▸ Given instruction:
Reproduce each line of the material exactly, minus any picture.

▸ Recorded data:

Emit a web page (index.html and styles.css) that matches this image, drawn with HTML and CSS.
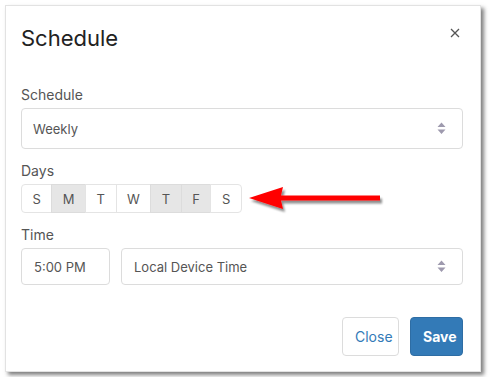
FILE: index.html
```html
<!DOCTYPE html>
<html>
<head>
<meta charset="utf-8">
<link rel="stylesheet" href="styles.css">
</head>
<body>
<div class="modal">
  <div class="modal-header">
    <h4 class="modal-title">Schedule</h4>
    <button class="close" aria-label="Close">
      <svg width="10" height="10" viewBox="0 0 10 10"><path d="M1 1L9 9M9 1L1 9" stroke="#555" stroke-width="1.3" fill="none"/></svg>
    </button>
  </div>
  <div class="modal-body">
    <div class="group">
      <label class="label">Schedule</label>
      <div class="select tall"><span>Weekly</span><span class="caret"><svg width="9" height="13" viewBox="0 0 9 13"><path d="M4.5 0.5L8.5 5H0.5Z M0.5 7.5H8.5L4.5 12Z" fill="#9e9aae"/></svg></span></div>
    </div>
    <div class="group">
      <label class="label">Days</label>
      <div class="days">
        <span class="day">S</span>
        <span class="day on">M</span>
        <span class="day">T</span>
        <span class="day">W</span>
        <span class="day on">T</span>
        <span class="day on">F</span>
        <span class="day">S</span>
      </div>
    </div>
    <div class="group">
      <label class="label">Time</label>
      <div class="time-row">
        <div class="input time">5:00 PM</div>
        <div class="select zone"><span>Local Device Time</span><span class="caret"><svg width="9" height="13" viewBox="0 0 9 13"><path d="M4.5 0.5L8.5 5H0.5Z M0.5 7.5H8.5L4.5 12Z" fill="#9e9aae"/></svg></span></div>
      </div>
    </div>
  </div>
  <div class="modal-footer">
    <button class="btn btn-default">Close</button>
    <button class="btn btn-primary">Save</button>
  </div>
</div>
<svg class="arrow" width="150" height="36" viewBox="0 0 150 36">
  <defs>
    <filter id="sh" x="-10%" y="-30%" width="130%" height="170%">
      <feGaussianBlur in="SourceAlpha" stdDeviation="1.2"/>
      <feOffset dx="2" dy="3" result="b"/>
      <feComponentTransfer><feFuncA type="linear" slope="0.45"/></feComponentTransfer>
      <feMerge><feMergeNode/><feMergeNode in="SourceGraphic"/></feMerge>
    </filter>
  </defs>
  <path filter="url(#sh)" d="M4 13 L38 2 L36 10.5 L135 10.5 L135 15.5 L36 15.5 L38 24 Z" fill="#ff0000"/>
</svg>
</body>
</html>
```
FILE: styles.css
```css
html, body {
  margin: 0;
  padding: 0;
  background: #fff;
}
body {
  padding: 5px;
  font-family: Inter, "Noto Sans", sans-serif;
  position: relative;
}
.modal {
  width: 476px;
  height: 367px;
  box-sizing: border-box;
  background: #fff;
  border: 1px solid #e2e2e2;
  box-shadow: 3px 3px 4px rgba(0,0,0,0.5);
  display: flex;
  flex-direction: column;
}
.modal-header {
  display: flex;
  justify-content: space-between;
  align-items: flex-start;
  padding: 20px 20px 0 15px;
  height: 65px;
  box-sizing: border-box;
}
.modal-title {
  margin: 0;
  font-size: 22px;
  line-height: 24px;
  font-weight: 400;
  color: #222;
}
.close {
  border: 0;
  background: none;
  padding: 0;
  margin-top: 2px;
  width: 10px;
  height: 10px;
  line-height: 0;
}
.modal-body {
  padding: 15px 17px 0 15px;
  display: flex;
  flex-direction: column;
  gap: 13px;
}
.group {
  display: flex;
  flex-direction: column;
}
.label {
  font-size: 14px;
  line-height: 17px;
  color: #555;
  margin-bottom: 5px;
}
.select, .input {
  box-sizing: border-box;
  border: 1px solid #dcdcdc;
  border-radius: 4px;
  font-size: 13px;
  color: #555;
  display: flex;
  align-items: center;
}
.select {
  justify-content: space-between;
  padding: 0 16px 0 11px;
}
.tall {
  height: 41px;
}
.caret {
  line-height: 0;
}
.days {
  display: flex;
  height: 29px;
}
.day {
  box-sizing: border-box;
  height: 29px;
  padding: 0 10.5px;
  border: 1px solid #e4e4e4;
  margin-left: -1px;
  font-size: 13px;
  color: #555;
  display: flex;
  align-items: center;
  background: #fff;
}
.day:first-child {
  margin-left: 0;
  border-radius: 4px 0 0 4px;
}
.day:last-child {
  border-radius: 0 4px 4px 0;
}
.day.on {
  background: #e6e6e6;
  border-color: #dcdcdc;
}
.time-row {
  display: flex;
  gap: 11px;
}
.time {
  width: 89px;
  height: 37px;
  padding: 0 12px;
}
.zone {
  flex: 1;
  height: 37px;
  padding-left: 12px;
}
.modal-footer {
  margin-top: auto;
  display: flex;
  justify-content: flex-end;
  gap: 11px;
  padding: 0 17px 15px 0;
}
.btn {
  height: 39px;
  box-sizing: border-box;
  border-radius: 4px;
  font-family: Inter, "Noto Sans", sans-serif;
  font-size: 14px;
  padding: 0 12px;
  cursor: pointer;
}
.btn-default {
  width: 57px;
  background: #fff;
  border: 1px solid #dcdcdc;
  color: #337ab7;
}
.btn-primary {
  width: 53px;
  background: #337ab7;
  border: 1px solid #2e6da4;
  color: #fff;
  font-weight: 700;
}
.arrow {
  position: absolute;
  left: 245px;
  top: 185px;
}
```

▸ Result for this task:
Emit a web page (index.html and styles.css) that matches this image, drawn with HTML and CSS.
FILE: index.html
```html
<!DOCTYPE html>
<html>
<head>
<meta charset="utf-8">
<link rel="stylesheet" href="styles.css">
</head>
<body>
<div class="modal">
  <div class="modal-header">
    <h4 class="modal-title">Schedule</h4>
    <button class="close" aria-label="Close">
      <svg width="10" height="10" viewBox="0 0 10 10"><path d="M1 1L9 9M9 1L1 9" stroke="#555" stroke-width="1.3" fill="none"/></svg>
    </button>
  </div>
  <div class="modal-body">
    <div class="group">
      <label class="label">Schedule</label>
      <div class="select tall"><span>Weekly</span><span class="caret"><svg width="9" height="13" viewBox="0 0 9 13"><path d="M4.5 0.5L8.5 5H0.5Z M0.5 7.5H8.5L4.5 12Z" fill="#9e9aae"/></svg></span></div>
    </div>
    <div class="group">
      <label class="label">Days</label>
      <div class="days">
        <span class="day">S</span>
        <span class="day on">M</span>
        <span class="day">T</span>
        <span class="day">W</span>
        <span class="day on">T</span>
        <span class="day on">F</span>
        <span class="day">S</span>
      </div>
    </div>
    <div class="group">
      <label class="label">Time</label>
      <div class="time-row">
        <div class="input time">5:00 PM</div>
        <div class="select zone"><span>Local Device Time</span><span class="caret"><svg width="9" height="13" viewBox="0 0 9 13"><path d="M4.5 0.5L8.5 5H0.5Z M0.5 7.5H8.5L4.5 12Z" fill="#9e9aae"/></svg></span></div>
      </div>
    </div>
  </div>
  <div class="modal-footer">
    <button class="btn btn-default">Close</button>
    <button class="btn btn-primary">Save</button>
  </div>
</div>
<svg class="arrow" width="150" height="36" viewBox="0 0 150 36">
  <defs>
    <filter id="sh" x="-10%" y="-30%" width="130%" height="170%">
      <feGaussianBlur in="SourceAlpha" stdDeviation="1.2"/>
      <feOffset dx="2" dy="3" result="b"/>
      <feComponentTransfer><feFuncA type="linear" slope="0.45"/></feComponentTransfer>
      <feMerge><feMergeNode/><feMergeNode in="SourceGraphic"/></feMerge>
    </filter>
  </defs>
  <path filter="url(#sh)" d="M4 13 L38 2 L36 10.5 L135 10.5 L135 15.5 L36 15.5 L38 24 Z" fill="#ff0000"/>
</svg>
</body>
</html>
```
FILE: styles.css
```css
html, body {
  margin: 0;
  padding: 0;
  background: #fff;
}
body {
  padding: 5px;
  font-family: Inter, "Noto Sans", sans-serif;
  position: relative;
}
.modal {
  width: 476px;
  height: 367px;
  box-sizing: border-box;
  background: #fff;
  border: 1px solid #e2e2e2;
  box-shadow: 3px 3px 4px rgba(0,0,0,0.5);
  display: flex;
  flex-direction: column;
}
.modal-header {
  display: flex;
  justify-content: space-between;
  align-items: flex-start;
  padding: 20px 20px 0 15px;
  height: 65px;
  box-sizing: border-box;
}
.modal-title {
  margin: 0;
  font-size: 22px;
  line-height: 24px;
  font-weight: 400;
  color: #222;
}
.close {
  border: 0;
  background: none;
  padding: 0;
  margin-top: 2px;
  width: 10px;
  height: 10px;
  line-height: 0;
}
.modal-body {
  padding: 15px 17px 0 15px;
  display: flex;
  flex-direction: column;
  gap: 13px;
}
.group {
  display: flex;
  flex-direction: column;
}
.label {
  font-size: 14px;
  line-height: 17px;
  color: #555;
  margin-bottom: 5px;
}
.select, .input {
  box-sizing: border-box;
  border: 1px solid #dcdcdc;
  border-radius: 4px;
  font-size: 13px;
  color: #555;
  display: flex;
  align-items: center;
}
.select {
  justify-content: space-between;
  padding: 0 16px 0 11px;
}
.tall {
  height: 41px;
}
.caret {
  line-height: 0;
}
.days {
  display: flex;
  height: 29px;
}
.day {
  box-sizing: border-box;
  height: 29px;
  padding: 0 10.5px;
  border: 1px solid #e4e4e4;
  margin-left: -1px;
  font-size: 13px;
  color: #555;
  display: flex;
  align-items: center;
  background: #fff;
}
.day:first-child {
  margin-left: 0;
  border-radius: 4px 0 0 4px;
}
.day:last-child {
  border-radius: 0 4px 4px 0;
}
.day.on {
  background: #e6e6e6;
  border-color: #dcdcdc;
}
.time-row {
  display: flex;
  gap: 11px;
}
.time {
  width: 89px;
  height: 37px;
  padding: 0 12px;
}
.zone {
  flex: 1;
  height: 37px;
  padding-left: 12px;
}
.modal-footer {
  margin-top: auto;
  display: flex;
  justify-content: flex-end;
  gap: 11px;
  padding: 0 17px 15px 0;
}
.btn {
  height: 39px;
  box-sizing: border-box;
  border-radius: 4px;
  font-family: Inter, "Noto Sans", sans-serif;
  font-size: 14px;
  padding: 0 12px;
  cursor: pointer;
}
.btn-default {
  width: 57px;
  background: #fff;
  border: 1px solid #dcdcdc;
  color: #337ab7;
}
.btn-primary {
  width: 53px;
  background: #337ab7;
  border: 1px solid #2e6da4;
  color: #fff;
  font-weight: 700;
}
.arrow {
  position: absolute;
  left: 245px;
  top: 185px;
}
```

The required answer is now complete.